When you were hosting pageants, you set yourself up as a mother figure for the other girls. Where did that role come from?
From the very beginning, from as soon as I learned about the phenomenon [of drag] and became interested in getting into it as a business. I was a psychology student at Penn, and I found the only material I could get my hands on, which was something called The Transsexual Phenomenon (this was a very long time ago!). It talked about having to be a non-competitive mother image, so at 18 or 19 years old I dressed up like a middle-aged lady and that's where Mother Flawless Sabrina came from.
How do you feel about maintaining that role, and continuing to nurture young people?
Well, I mean it's not hard! I was very well nurtured by my mom and my grandma. They were enormously important in a world that thought [drag] was a bad thing, and they were totally supportive. That taught me a certain aspect of nurturing. I don't think that a guy necessarily can nurture, but I can certainly fake it! And I love the result of it.
What would you want to say to future generations of queer kids?
Well I'm looking at you!
But to the ones who can't be here sitting across from you.
Show by example.
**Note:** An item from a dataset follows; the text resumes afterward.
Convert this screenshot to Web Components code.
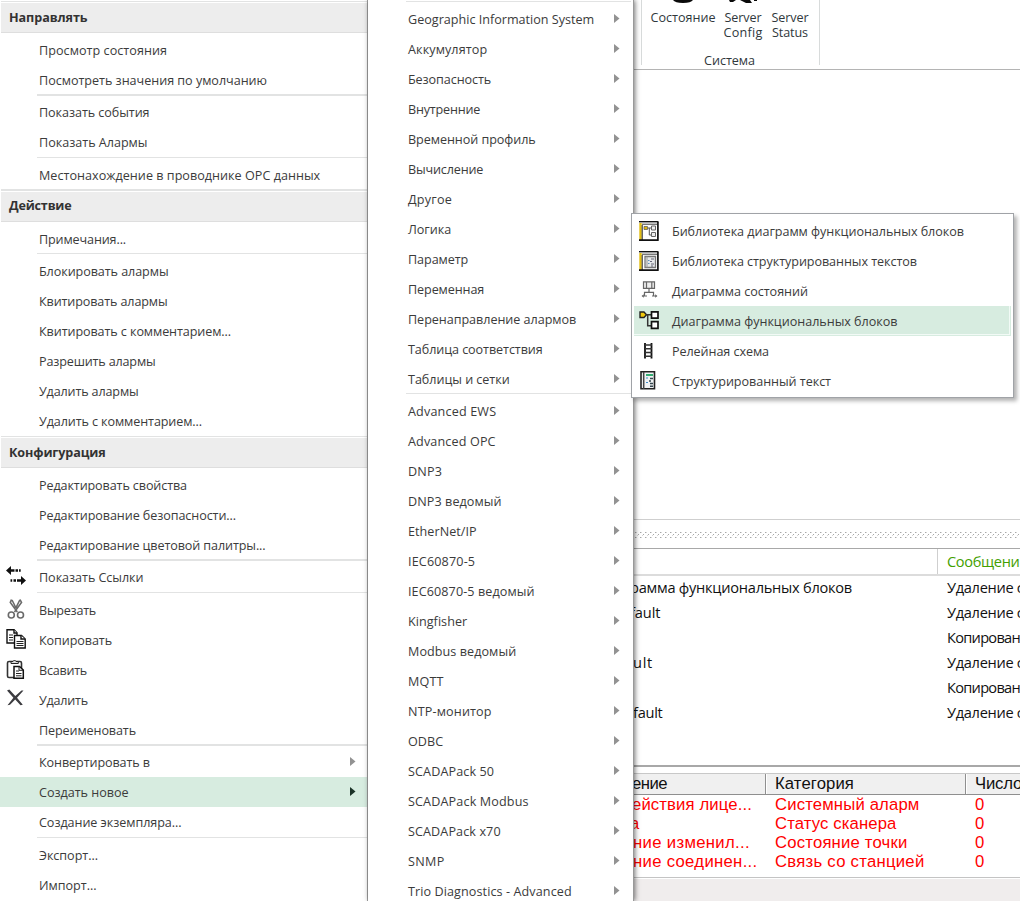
<!DOCTYPE html>
<html lang="ru">
<head>
<meta charset="utf-8">
<title>Context menu</title>
<style>
html,body{margin:0;height:901px;overflow:hidden;background:#fff}
body{font-family:"Open Sans","Noto Sans",sans-serif;font-size:12.6px;color:#3b3b3b}
</style>
</head>
<body>
<app-screen></app-screen>
<script>
/* Text set to a given advance width */
class FitText extends HTMLElement{
  connectedCallback(){
    const r=this.attachShadow({mode:'open'});
    r.innerHTML='<style>:host{display:inline-block;white-space:pre}</style><span><slot></slot></span>';
    const w=+this.getAttribute('w'),n=this.textContent.length;
    if(w){const nat=r.querySelector('span').getBoundingClientRect().width;this.style.letterSpacing=((w-nat)/n).toFixed(3)+'px';}
  }
}
const LIB='<path d="M1 1.500h18v17.500H1z" fill="#fff"/><path d="M.3 2h2.400v17H.3z" fill="#e3bd10"/><path d="M3.200 4v15" stroke="#222"/><path d="M0 .7h19.500" stroke="#111" stroke-width="1.400"/><path d="M3 3.300h15" stroke="#777" stroke-width="1.500"/><path d="M18.900 1v18.200M0 19.200h19.700" stroke="#111" stroke-width="1.700"/>';
const ICONS={
links:'<path d="M0 4.500 5 0v3.300h3.500v2.400H5V9zM9.500 3.300h2.500v2.400H9.500zM13 3.300h1.700v2.400H13z" fill="#111"/><path d="M20 14.500 15 10v3.300h-4v2.400h4V19zM7.500 13.300H10v2.400H7.500zM4.500 13.300h1.700v2.400H4.500z" fill="#111"/>',
cut:'<g fill="none" stroke="#6a6a6a" stroke-width="1.600"><path d="M5.500.5 4.300 3.500l7 9.500M14 .5l1.500 3-7 9.500M6 1l4 8M13.800 1l-4 8"/><ellipse cx="5.300" cy="16" rx="3" ry="3"/><ellipse cx="14.500" cy="16" rx="3" ry="3"/></g>',
copy:'<g fill="#fff" stroke="#111" stroke-width="1.400"><path d="M1 .8h7l3 3V14H1z"/><path d="M8 .8V4h3" /><path d="M8.500 6.500h7l3.700 3.500v9H8.500z"/><path d="M15 6.500V10h4"/></g><path d="M3 6h4M3 8.500h4M3 11h4M10.500 12.500h7M10.500 14.500h7M10.500 16.500h7" stroke="#222"/>',
paste:'<rect x="1.500" y="2.500" width="14" height="16" rx="1.500" fill="#fff" stroke="#333" stroke-width="1.600"/><path d="M5 4.500V2.500h2Q8.500-.5 10 2.500h2.300v2z" fill="#ddd" stroke="#222"/><path d="M8 7.500h5.500L17.300 11v8.300H8z" fill="#fff" stroke="#111" stroke-width="1.500"/><path d="M13 7.500V11.300H17M10 12h3M10 14.500h5.500M10 16.800h5.500" fill="none" stroke="#222"/>',
del:'<path d="M1 1.500 3.300.5l6 6.500L15.500 1.500l2 0L11 8.700l5.800 7-2.300.5L9.200 10.500 4 15.800l-2.500.4L7.400 8.800z" fill="#3c3c40"/>',
fbdlib:LIB+'<path d="M5 5.500h3.500v3H5z" fill="#e0b513" stroke="#555" stroke-width=".7"/><path d="M8.500 7h3.500M10.300 7v7H12" fill="none" stroke="#555"/><path d="M12.500 5h4v4h-4zM12.500 11.500h4v4h-4z" fill="#eee" stroke="#666"/>',
stlib:LIB+'<path d="M6 5.500h10.500v11H6z" fill="#e6e8ea" stroke="#777" stroke-width="1.300"/><path d="M8 5.500v11" stroke="#999"/><path d="M12 8h3M11 10.500h2M12 13h3M12 15h2" stroke="#667"/><path d="M9 9.500h1.500M9 12.500h1.500" stroke="#5791c0"/>',
state:'<g fill="none" stroke="#666" stroke-width="1.200"><path d="M4.500.8h11v6.500h-11zM7.500.8v6.500M12.800.8v6.500" fill="#eee"/><path d="M10 7.300v4M5.500 15v-3.700h9V15M3 15h5M13 15h5"/></g><path d="m2.500 15 2.500-1.800v3.600zM18.500 15 16 13.200v3.600z" fill="#777"/>',
fbd:'<path d="M1 1h4l2.500 2.700L5 6.500H1z" fill="#f0c80c" stroke="#222" stroke-width="1.400"/><path d="M7.500 3.700H12M8.700 3.700v11H12" fill="none" stroke="#333" stroke-width="1.500"/><path d="M12.500.9h6.500v6.300h-6.500zM12.500 10.700h6.500v6.600h-6.500z" fill="#fff" stroke="#111" stroke-width="1.700"/>',
ladder:'<path d="M6 2v15.500M12.500 2v15.500" stroke="#111" stroke-width="1.800"/><path d="M6 4h7M6 7.800h7M6 11.500h7M6 15.200h7" stroke="#333" stroke-width="1.500"/>',
st:'<path d="M2 .8h13.500v17H2z" fill="#f1f3f4" stroke="#222" stroke-width="1.600"/><path d="M4.700 1v17" stroke="#444" stroke-width="1.500"/><path d="M7 4h7" stroke="#33ad73" stroke-width="2"/><path d="M11 7.500h3M10 10h2M11 12.500h3M11 15.300h3" stroke="#36474f" stroke-width="1.400"/><path d="M7 7h2M7 11.500h2" stroke="#3f8cc8" stroke-width="1.200"/>'
};
class MenuItem extends HTMLElement{
  connectedCallback(){
    const i=this.getAttribute('icon'),arrow=this.hasAttribute('sub');
    this.attachShadow({mode:'open'}).innerHTML=`<style>
:host{display:flex;height:30px;align-items:center;flex:none;position:relative;color:#3b3b3b;line-height:17px}
:host([active]){background:#d7ece0;box-shadow:var(--hs,none)}
.i{width:20px;height:20px;margin:0 0 var(--ib,2px) var(--ix,6px);flex:none;overflow:visible}
.g{width:calc(var(--tx,39px) - var(--ix,6px) - 20px);flex:none}
.t{flex:1;white-space:nowrap;padding-top:1px}
.a{width:6px;height:9px;margin:0 var(--ar,11px) var(--ab,1px) 0}
</style><svg class="i" viewBox="0 0 20 20">${ICONS[i]||''}</svg><span class="g"></span><span class="t"><slot></slot></span>${arrow?`<svg class="a" viewBox="0 0 6 9"><path d="M0 0 5.500 4.500 0 9z" fill="${this.hasAttribute('active')?'#1c3328':'#929292'}"/></svg>`:''}`;
  }
}
class MenuHeader extends HTMLElement{
  connectedCallback(){
    const t=+this.getAttribute('top')||1;
    this.attachShadow({mode:'open'}).innerHTML=`<style>
:host{display:block;flex:none;margin-top:${1-t}px;border-top:${t}px solid #e2e3e3;padding:1px 0 2px;margin-left:1px}
div{box-sizing:border-box;height:30px;background:#ededed;border-bottom:1px solid #dedede;padding:${2-t}px 0 0 8px;font-weight:700;line-height:28px;color:#333}
</style><div><slot></slot></div>`;
  }
}
class MenuRule extends HTMLElement{
  connectedCallback(){
    const css={thick:'height:2px;margin-top:-1px;margin-bottom:1px',up:'height:1px;margin-top:-1px;margin-bottom:2px',thin:'height:1px;margin-bottom:2px'}[this.getAttribute('kind')];
    this.attachShadow({mode:'open'}).innerHTML=`<style>
:host{display:block;flex:none;background:#e2e3e3;margin-left:var(--rx,37px);margin-right:var(--rr,0);${css}}
</style>`;
  }
}
class ContextMenu extends HTMLElement{
  connectedCallback(){
    this.attachShadow({mode:'open'}).innerHTML=`<style>
:host{display:flex;flex-direction:column;box-sizing:border-box;background:#fff}
</style>`+this.rows();
  }
  rows(){
    const kinds={'-':'thin','=':'thick','^':'up'};
    return this.data().map(d=>{
      if(kinds[d])return`<menu-rule kind="${kinds[d]}"></menu-rule>`;
      const[t,w,o='']=d;
      if(o.startsWith('H'))return`<menu-header top="${o[1]}"><fit-text w="${w-9}">${t}</fit-text></menu-header>`;
      return`<menu-item ${o}><fit-text w="${w-this.x}">${t}</fit-text></menu-item>`;
    }).join('');
  }
}
class MainMenu extends ContextMenu{
  get x(){return 39}
  data(){return[['Направлять',87.5,'H1'],['Просмотр состояния',167],['Посмотреть значения по умолчанию',267],'=',['Показать события',149.5],['Показать Алармы',147.5],'-',['Местонахождение в проводнике ОРС данных',320.2],
  ['Действие',71.5,'H2'],['Примечания...',126],'^',['Блокировать алармы',168.5],['Квитировать алармы',167.5],['Квитировать с комментарием...',231],['Разрешить алармы',155.5],['Удалить алармы',138.5],['Удалить с комментарием...',202],
  ['Конфигурация',105.5,'H1'],['Редактировать свойства',187],['Редактирование безопасности...',236],['Редактирование цветовой палитры...',265.5],'=',['Показать Ссылки',143.5,'icon="links"'],'-',['Вырезать',96,'icon="cut"'],['Копировать',112,'icon="copy"'],['Всавить',87,'icon="paste"'],['Удалить',88,'icon="del"'],['Переименовать',136],'=',['Конвертировать в',150,'sub'],['Создать новое',128.5,'sub active'],['Создание экземпляра...',181.5],'-',['Экспорт...',98],['Импорт...',96.5]]}
}
class CreateMenu extends ContextMenu{
  get x(){return 408}
  data(){
    const s=a=>a.map(([t,w])=>[t,w+.2,'sub']);
    return[...s([['Geographic Information System',594],['Аккумулятор',487],['Безопасность',491],['Внутренние',480],['Временной профиль',535.500],['Вычисление',483],['Другое',452],['Логика',451],['Параметр',468],['Переменная',484],['Перенаправление алармов',576],['Таблица соответствия',542.5],['Таблицы и сетки',509.5]]),'^',
    ...s([['Advanced EWS',496],['Advanced OPC',495.500],['DNP3',442],['DNP3 ведомый',501.500],['EtherNet/IP',476.500],['IEC60870-5',475],['IEC60870-5 ведомый',534.500],['Kingfisher',467],['Modbus ведомый',516],['MQTT',443.500],['NTP-монитор',491.500],['ODBC',443],['SCADAPack 50',494],['SCADAPack Modbus',528.500],['SCADAPack x70',500.500],['SNMP',444.500],['Trio Diagnostics - Advanced',571.500]])]}
}
class LogicMenu extends ContextMenu{
  get x(){return 672}
  data(){return[['Библиотека диаграмм функциональных блоков',964,'icon="fbdlib"'],['Библиотека структурированных текстов',917,'icon="stlib"'],['Диаграмма состояний',808,'icon="state"'],['Диаграмма функциональных блоков',897.5,'icon="fbd" active'],['Релейная схема',769,'icon="ladder"'],['Структурированный текст',831,'icon="st"']]}
}
class RibbonGroup extends HTMLElement{
  connectedCallback(){
    this.attachShadow({mode:'open'}).innerHTML=`<style>
:host{display:block;height:69px;border-bottom:1px solid #b4b4b4;line-height:15px;color:#30383c;flex:none}
.g{width:177px;height:65px;margin-left:7px;border:solid #d8dbdb;border-width:0 1px;display:flex;flex-direction:column;box-sizing:content-box}
.b{display:grid;grid-template-columns:82px 38px 1fr;height:52px;flex:none;text-align:center;margin-right:1px}
.b div{display:flex;flex-direction:column;align-items:center}
svg{height:10px;width:36px;overflow:visible;display:block}
.n{text-align:center;line-height:16px;margin-right:2px;padding-top:1px}
</style><div class="g"><div class="b">
<div><svg viewBox="0 0 36 10"><path d="M8 0h20q-2 3-10 3T8 0z" fill="#0a0a0a"/></svg><fit-text w="65">Состояние</fit-text></div>
<div><svg viewBox="0 0 36 10"><path d="M4 0h7L8 2H5zM15 0h10l2 3h-6zM29 0h3v1h-3z" fill="#0a0a0a"/></svg><fit-text w="37">Server</fit-text><fit-text w="39">Config</fit-text></div>
<div><svg></svg><fit-text w="37">Server</fit-text><fit-text w="36">Status</fit-text></div>
</div><div class="n"><fit-text w="51">Система</fit-text></div></div>`;
  }
}
class DotSplitter extends HTMLElement{
  connectedCallback(){
    this.attachShadow({mode:'open'}).innerHTML=`<style>
:host{display:block;height:28px;border-top:1px solid #cfcfcf;border-bottom:1px solid #a8a8a8;flex:none}
svg{display:block;width:100%;height:6px;margin-top:12px}
</style><svg shape-rendering="crispEdges"><defs><pattern id="p" width="5" height="5" patternUnits="userSpaceOnUse"><path d="M1 0h1v1H1zM4 2h1v1H4z" fill="#a8a8a8"/><path d="M2 0h1v1H2zM3 3h1v1H3z" fill="#d8d8d8"/></pattern></defs><rect width="100%" height="6" fill="url(#p)"/></svg>`;
  }
}
class EventLog extends HTMLElement{
  connectedCallback(){
    const d=['Удаление с',76.5],k=['Копирован',73];
    const r=[[-4,'рамма функциональных блоков',222,d],[-4,'fault',30.5,d],[0,'','',k],[-1,'ult',20,d],[0,'','',k],[-1,'fault',29.5,d]];
    this.attachShadow({mode:'open'}).innerHTML=`<style>
:host{display:block;height:216px;font-size:14.6px;color:#111;flex:none;overflow:hidden;border-bottom:2px solid #a8a8a8}
div{display:grid;grid-template-columns:304px 82px;height:25px;line-height:25px}
.h{border-bottom:2px solid #dcdcdc;height:25px;line-height:25px;color:#43a000;margin-bottom:-1px}
.h span:first-child{border-right:1px solid #cfcfcf}
span{white-space:nowrap}span+span{padding-left:9px}
</style><div class="h"><span></span><span><fit-text w="72.500">Сообщени</fit-text></span></div>`+r.map(([x,a,w,[b,v]])=>`<div><span style="margin-left:${x}px;margin-right:${-x}px">${a?`<fit-text w="${w}">${a}</fit-text>`:''}</span><span><fit-text w="${v}">${b}</fit-text></span></div>`).join('');
  }
}
class AlarmList extends HTMLElement{
  connectedCallback(){
    const r=[['ействия лице...',120,-2,'Системный аларм',144.500],['а',9,-4,'Статус сканера',121.500],['ние изменил...',117,-1,'Состояние точки',132.500],['ние соединен...',124.500,-1,'Связь со станцией',149.500]];
    this.attachShadow({mode:'open'}).innerHTML=`<style>
:host{display:block;font:16.7px "Liberation Sans",sans-serif;color:#f00;flex:none;padding-top:6px;height:104px;border-bottom:1px solid #c4c4c4;overflow:hidden}
div{display:grid;grid-template-columns:132px 200px 54px;height:19px;line-height:20px}
.h{height:20px;line-height:20px;color:#111;background:#f0f0f0;border-top:1px solid #c8c8c8;border-bottom:1px solid #8f8f8f}
.h span{border-right:1px solid #8f8f8f;box-shadow:1px 0 #fff}
.h span:last-child{border:0;box-shadow:none}
span{white-space:nowrap;padding-left:9px}span:first-child{padding:0}
</style><div class="h"><span><fit-text w="35" style="margin-left:-2px">ение</fit-text></span><span><fit-text w="79">Категория</fit-text></span><span><fit-text w="47">Число</fit-text></span></div>`+r.map(([a,w,x,b,v])=>`<div><span><fit-text w="${w}" style="margin-left:${x}px">${a}</fit-text></span><span><fit-text w="${v}">${b}</fit-text></span><span>0</span></div>`).join('');
  }
}
class AppScreen extends HTMLElement{
  connectedCallback(){
    this.attachShadow({mode:'open'}).innerHTML=`<style>
:host{display:grid;grid-template-columns:368px 266px 386px;width:1020px;height:901px;overflow:hidden;position:relative}
main-menu{border-right:1px solid #a3a3a3;padding-top:1px}
create-menu{border-right:1px solid #999;box-shadow:1px 0 5px rgba(0,0,0,.55);z-index:1;--tx:40px;--ar:13px;--rx:38px;--rr:2px;overflow:hidden;min-width:0}
create-menu::before{content:"";height:1px;margin:1px 2px 2px 38px;background:#e2e3e3;flex:none}
.work{display:flex;flex-direction:column;min-width:0;overflow:hidden}
.canvas{height:449px;flex:none}
.foot{flex:1;background:#f0eded;margin-top:1px}
logic-menu{position:absolute;left:631px;top:213px;width:383px;height:185px;border:1px solid #a0a3a7;padding:2px;z-index:2;box-shadow:3px 3px 4px rgba(0,0,0,.3);--ix:5px;--ib:0px;--tx:38px;--hs:inset 0 -1px #d7ece0,inset -1px 0 #d7ece0,inset 0 -2px #f2faf6,inset -2px 0 #f2faf6}
</style>
<main-menu></main-menu><create-menu></create-menu>
<div class="work"><ribbon-group></ribbon-group><div class="canvas"></div><dot-splitter></dot-splitter><event-log></event-log><alarm-list></alarm-list><div class="foot"></div></div>
<logic-menu></logic-menu>`;
  }
}
customElements.define('fit-text',FitText);
customElements.define('menu-item',MenuItem);
customElements.define('menu-header',MenuHeader);
customElements.define('menu-rule',MenuRule);
customElements.define('main-menu',MainMenu);
customElements.define('create-menu',CreateMenu);
customElements.define('logic-menu',LogicMenu);
customElements.define('ribbon-group',RibbonGroup);
customElements.define('dot-splitter',DotSplitter);
customElements.define('event-log',EventLog);
customElements.define('alarm-list',AlarmList);
customElements.define('app-screen',AppScreen);
</script>
</body>
</html>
Do exactly what you're doing. Be inventive, be individual, get out there, perform as much as possible, amplify your presence and WORK!
If there's any message to any of this, it's for people to believe in themselves. I mean, the more peculiar or unusual we are, chances are the more important it is for us to have belief in ourselves. Without spontaneity and originality and all that stuff you can't learn in school, we'd lose the most important people in our culture. Just saying.